Tomcat server apparently bouncing up and down

This is not with the Debian apt-get that I'm having trouble figuring out 
where it's finding its webapp contexts.

It's with the downloaded-from-Apache one that I've got running (on port 
7070, no HTTPS) on a CentOS 5 box, and that I haven't figured out how to 
run as a service (but that's not the immediate problem).

It seems that the Tomcat server was apparently running fine for several 
days (albeit unmonitored and without any firewall opening allowing it to 
be reached from outside, up until yesterday afternoon), up until a few 
hours ago. Then it started going down.

Yesterday afternoon, I put our webapp context on it, and changed the 
port forwarding in the firewall, so that the outside access (and 
therefore, the Site24x7 monitor on this particular server) pointed to 
it, rather than to what it replaced.

And then I got a message from Site24x7 telling me that it had gone down. 
After a brief inspection, I shut it down and restarted it.

Less than an hour later, the same story. And a third time.

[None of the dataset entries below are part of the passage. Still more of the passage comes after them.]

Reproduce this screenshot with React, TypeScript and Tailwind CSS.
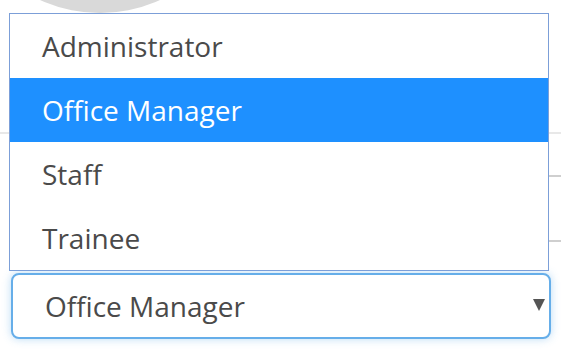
import React from "react"

const roles = ["Administrator", "Office Manager", "Staff", "Trainee"]

export default function App() {
  const selected = "Office Manager"

  return (
    <div
      className="relative h-[355px] w-[561px] overflow-hidden bg-white"
      style={{ fontFamily: '"Open Sans", "Noto Sans", sans-serif' }}
    >
      {/* page behind the open menu */}
      <div className="flex flex-col">
        <div className="ml-[-45px] mt-[-277px] h-[290px] w-[290px] shrink-0 rounded-full bg-[#d9d9d9]" />
        <div className="mt-[119px] h-[2px] w-full bg-[#e8e8e8]" />
        <div className="ml-[280px] mt-[41px] h-[67px] w-[300px] border-y-2 border-[#cfcfcf]" />
        <div className="ml-[11px] mt-[31px] flex h-[66px] w-[540px] items-center justify-between rounded-[8px] border-2 border-[#66aee9] bg-white pl-[32px] pr-[4px] shadow-[0_0_8px_rgba(102,175,233,0.45)]">
          <span className="text-[28px] leading-none text-[#4a4a4a]">{selected}</span>
          <svg width="12" height="12" viewBox="0 0 12 12" className="mb-[2px]">
            <path d="M0 0 L12 0 L6 12 Z" fill="#555555" />
          </svg>
        </div>
      </div>

      {/* open option list */}
      <ul className="absolute left-[9px] top-[13px] w-[540px] border border-[#7c9fd8] bg-white">
        {roles.map((role) => (
          <li
            key={role}
            className={
              role === selected
                ? "flex h-[64px] items-center bg-[#1e90ff] pl-[32px] text-[28px] text-white"
                : "flex h-[64px] items-center pl-[32px] text-[28px] text-[#4a4a4a]"
            }
          >
            {role}
          </li>
        ))}
      </ul>
    </div>
  )
}
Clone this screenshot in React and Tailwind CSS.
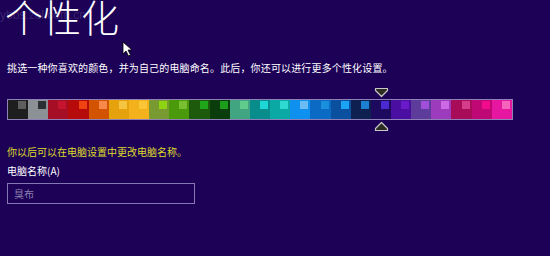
import React from "react";

const swatches = [
  { bg: "bg-[#1e1e1e]", sq: "bg-[#5e5e5e]" },
  { bg: "bg-[#8c9196]", sq: "bg-[#2c3035]" },
  { bg: "bg-[#a60e26]", sq: "bg-[#c4142e]" },
  { bg: "bg-[#b70b0b]", sq: "bg-[#ef4312]" },
  { bg: "bg-[#d25300]", sq: "bg-[#f7894a]" },
  { bg: "bg-[#e6a20c]", sq: "bg-[#f5c542]" },
  { bg: "bg-[#f3b21b]", sq: "bg-[#f8c636]" },
  { bg: "bg-[#789a30]", sq: "bg-[#8fd412]" },
  { bg: "bg-[#4a9a0c]", sq: "bg-[#78c030]" },
  { bg: "bg-[#1d5a0c]", sq: "bg-[#21a51b]" },
  { bg: "bg-[#0a3d0b]", sq: "bg-[#1b9f1a]" },
  { bg: "bg-[#42a581]", sq: "bg-[#60cc8b]" },
  { bg: "bg-[#088c8c]", sq: "bg-[#1ed6d6]" },
  { bg: "bg-[#0aa9a4]", sq: "bg-[#2fdad0]" },
  { bg: "bg-[#0e90ee]", sq: "bg-[#6cbcf4]" },
  { bg: "bg-[#0a6ac4]", sq: "bg-[#1a90dc]" },
  { bg: "bg-[#0b4f9f]", sq: "bg-[#1ba3f4]" },
  { bg: "bg-[#0d2050]", sq: "bg-[#1c80d0]" },
  { bg: "bg-[#1d0a5e]", sq: "bg-[#4a2ad0]" },
  { bg: "bg-[#4a0ea0]", sq: "bg-[#6a1ac8]" },
  { bg: "bg-[#5e3c9c]", sq: "bg-[#a050d8]" },
  { bg: "bg-[#9c3cbc]", sq: "bg-[#cc6ae6]" },
  { bg: "bg-[#a80c58]", sq: "bg-[#d43c8c]" },
  { bg: "bg-[#c00874]", sq: "bg-[#f00c8c]" },
  { bg: "bg-[#e616a0]", sq: "bg-[#f563bc]" },
];

const font = "font-['Noto_Sans_CJK_SC','Noto_Sans',sans-serif]";

const App = () => {
  return (
    <div
      className={`relative w-[550px] h-[256px] overflow-hidden bg-[#1c0157] pl-[7px] ${font}`}
    >
      {/* watermark */}
      <div className="absolute left-0 top-[6px] text-[12px] text-white/15 font-['Liberation_Sans',sans-serif]">
        ybbs.zol.com.cn
      </div>

      <h1 className="text-[38px] leading-[38px] font-light text-white mt-[-3px] ml-[-2px]">
        个性化
      </h1>

      <p className="mt-[26px] text-[10px] leading-[14px] text-white tracking-[0.15px]">
        挑选一种你喜欢的颜色，并为自己的电脑命名。此后，你还可以进行更多个性化设置。
      </p>

      <div className="relative mt-[24px] w-[506px]">
        <div className="flex h-[21px] border border-[#8f80b8]">
          {swatches.map((s, i) => (
            <div
              key={i}
              className={`flex-1 flex justify-end items-start pt-[1px] pr-[2px] ${s.bg}`}
            >
              <div className={`w-[8px] h-[8px] ${s.sq}`} />
            </div>
          ))}
        </div>

        {/* selection arrows */}
        <svg
          className="absolute left-[367px] top-[-12px]"
          width="15"
          height="11"
          viewBox="0 0 15 11"
        >
          <path
            d="M1.5 1.5 H13.5 V3.5 L7.5 9.5 L1.5 3.5 Z"
            fill="#2c2c22"
            stroke="#c8c8c8"
            strokeWidth="1.2"
            strokeLinejoin="round"
          />
        </svg>
        <svg
          className="absolute left-[367px] top-[22px]"
          width="15"
          height="11"
          viewBox="0 0 15 11"
        >
          <path
            d="M1.5 9.5 H13.5 V7.5 L7.5 1.5 L1.5 7.5 Z"
            fill="#2c2c22"
            stroke="#c8c8c8"
            strokeWidth="1.2"
            strokeLinejoin="round"
          />
        </svg>
      </div>

      <p className="mt-[25px] text-[10px] leading-[14px] text-[#dedb2a]">
        你以后可以在电脑设置中更改电脑名称。
      </p>

      <p className="mt-[5px] text-[10px] leading-[14px] text-white">
        电脑名称(A)
      </p>

      <div className="mt-[5px] w-[188px] h-[21px] border-[1.5px] border-[#8677b4] flex items-center px-[6px]">
        <span className="text-[10px] text-[#8a7fae]">臭布</span>
      </div>

      {/* mouse pointer */}
      <svg
        className="absolute left-[122px] top-[41px]"
        width="11"
        height="16"
        viewBox="0 0 11 16"
      >
        <path
          d="M1 1 V13 L4 10 L6.5 15 L8.5 14 L6 9 H10 Z"
          fill="#ffffff"
          stroke="#000000"
          strokeWidth="0.8"
          strokeLinejoin="round"
        />
      </svg>
    </div>
  );
};

export default App;
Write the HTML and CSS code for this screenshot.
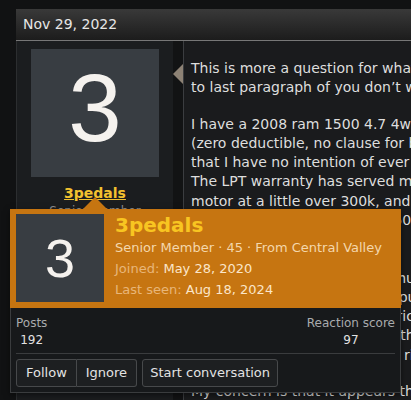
FILE: index.html
```html
<!DOCTYPE html>
<html lang="en">
<head>
    <meta charset="UTF-8">
    <meta name="viewport" content="width=device-width, initial-scale=1.0">
    <title>Lifetime powertrain warranty question</title>
    <link rel="stylesheet" href="styles.css">
</head>
<body>

<div class="page">
    <div class="block-header">Nov 29, 2022</div>

    <article class="post">
        <div class="post-user">
            <div class="avatar avatar-lg">3</div>
            <a class="username" href="#">3pedals</a>
            <div class="user-title">Senior Member</div>
        </div>

        <div class="post-main">
            <div class="post-body">
                <p>This is more a question for whatever reason, but skip<br>
                to last paragraph of you don’t want the back story.</p>
                <p>I have a 2008 ram 1500 4.7 4wd with the lifetime powertrain<br>
                (zero deductible, no clause for bumper to bumper) warranty<br>
                that I have no intention of ever getting rid of, so I keep it.<br>
                The LPT warranty has served me well, it has replaced the<br>
                motor at a little over 300k, and replaced<br>
                the transmission at around 350k. It now has 412k<br>
                and it still runs great.<br>
                No leaks, no noises.<br>
                Last month the dealer said I must replace the<br>
                rear main seal and the water pump, everything<br>
                else looks good and the electrical is all fine.<br>
                The repair was approved and the shop is waiting<br>
                on a part that is on backorder right now.</p>
                <p>My concern is that it appears the warranty company is closing.</p>
            </div>
        </div>
    </article>

    <!-- member card opened from the username -->
    <div class="member-tooltip">
        <div class="tooltip-head">
            <div class="avatar avatar-md">3</div>
            <div class="tooltip-info">
                <h3 class="tooltip-name">3pedals</h3>
                <div class="tooltip-line tooltip-blurb">Senior Member · 45 · From Central Valley</div>
                <div class="tooltip-line"><span class="label">Joined:</span> May 28, 2020</div>
                <div class="tooltip-line"><span class="label">Last seen:</span> Aug 18, 2024</div>
            </div>
        </div>
        <div class="tooltip-body">
            <div class="stats">
                <dl><dt>Posts</dt><dd>192</dd></dl>
                <dl><dt>Reaction score</dt><dd>97</dd></dl>
            </div>
            <div class="actions">
                <div class="btn-group">
                    <a class="btn" href="#">Follow</a>
                    <a class="btn" href="#">Ignore</a>
                </div>
                <a class="btn btn-wide" href="#">Start conversation</a>
            </div>
        </div>
    </div>
</div>

</body>
</html>
```

FILE: styles.css
```css
/* General Styles */
body {
    margin: 0;
    background: #111213;
    color: #dedede;
    font-family: "DejaVu Sans", Verdana, sans-serif;
    overflow: hidden;
}

a {
    text-decoration: none;
}

.page {
    position: relative;
    width: 640px;
    padding: 9px 0 0 16px;
}

.block-header {
    height: 31px;
    line-height: 31px;
    padding-left: 7px;
    font-size: 14px;
    color: #e6e6e6;
    background: linear-gradient(#393939, #1c1c1c);
    border-bottom: 1px solid #777;
}

/* Post */
.post {
    display: flex;
    min-height: 380px;
    background: #121314;
}

.post-user {
    width: 156px;
    padding-top: 8px;
    background: #1b1d1f;
    border-left: 1px solid #2c2e30;
    text-align: center;
}

.avatar {
    background: #383d42;
    color: #f5f2ee;
    font-family: "Liberation Sans", Arial, sans-serif;
    text-align: center;
}

.avatar-lg {
    width: 128px;
    height: 128px;
    margin: 0 auto;
    font-size: 96px;
    line-height: 118px;
}

.username {
    display: block;
    margin-top: 7px;
    font-size: 14px;
    line-height: 18px;
    font-weight: bold;
    color: #f3c12f;
    text-decoration: underline;
}

.user-title {
    margin-top: 1px;
    font-size: 12px;
    line-height: 17px;
    color: #8f8f8f;
}

.post-main {
    position: relative;
    flex: 1;
    margin-left: 10px;
    background: #1a1b1d;
    border-left: 1px solid #3b3d40;
}

.post-main::before {
    content: "";
    position: absolute;
    left: -11px;
    top: 23px;
    border: 10px solid transparent;
    border-left-width: 0;
    border-right-color: #8d8275;
}

.post-body {
    padding: 18px 0 0 7px;
    font-size: 14px;
    line-height: 1.375;
    white-space: nowrap;
}

.post-body p {
    margin: 0 0 17px;
}

/* Member tooltip */
.member-tooltip {
    position: absolute;
    left: 10px;
    top: 209px;
    width: 391px;
    box-shadow: 0 2px 6px rgba(0, 0, 0, 0.5);
}

.member-tooltip::before {
    content: "";
    position: absolute;
    left: 73px;
    top: -12px;
    border: 12px solid transparent;
    border-top-width: 0;
    border-bottom-color: #c67511;
}

.tooltip-head {
    display: flex;
    gap: 11px;
    padding: 5px 6px 6px;
    background: #c67511;
}

.avatar-md {
    flex-shrink: 0;
    width: 88px;
    height: 88px;
    font-size: 54px;
    line-height: 88px;
}

.tooltip-name {
    margin: -1px 0 0;
    font-size: 20px;
    line-height: 24px;
    color: #f8c521;
}

.tooltip-line {
    margin-top: 1px;
    font-size: 13px;
    line-height: 20px;
    color: #fbe6c9;
}

.tooltip-blurb {
    color: #f4d7ac;
}

.tooltip-line .label {
    color: #e8b679;
}

.tooltip-body {
    padding: 7px 5px 5px;
    background: #17191b;
    border: 1px solid #3a3c3e;
    border-top: none;
}

.stats {
    display: flex;
    justify-content: space-between;
    padding-bottom: 4px;
    border-bottom: 1px solid #3a3c3e;
}

.stats dl {
    margin: 0;
    text-align: center;
    font-size: 12px;
    line-height: 17px;
}

.stats dt {
    color: #a9abad;
}

.stats dd {
    margin: 0;
    color: #e2e2e2;
}

.actions {
    display: flex;
    gap: 5px;
    margin-top: 5px;
}

.btn-group {
    display: flex;
}

.btn {
    box-sizing: border-box;
    height: 28px;
    padding: 0 9px;
    line-height: 26px;
    font-size: 13px;
    color: #e3e3e3;
    background: #1d1f21;
    border: 1px solid #47494b;
    border-radius: 3px;
}

.btn-wide {
    padding: 0 7px;
}

.btn-group .btn:first-child {
    border-radius: 3px 0 0 3px;
}

.btn-group .btn:last-child {
    border-left: none;
    border-radius: 0 3px 3px 0;
}
```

The fourth time, I had my hands too full to go in and manually restart 
it, and to my surprise, without my having restarted it, I got a message 
from Site24x7 telling me it was back up.

And it bounced up and down a few times since then. I eventually shut it 
down.

There's nothing in catalina.out between our webapp announcing that it 
was running (9:14 AM), and the messages from my shutting it down (11:46 AM).

So far as I've been able to determine, when it's reported as down, it's 
not accepting requests even from within the LAN.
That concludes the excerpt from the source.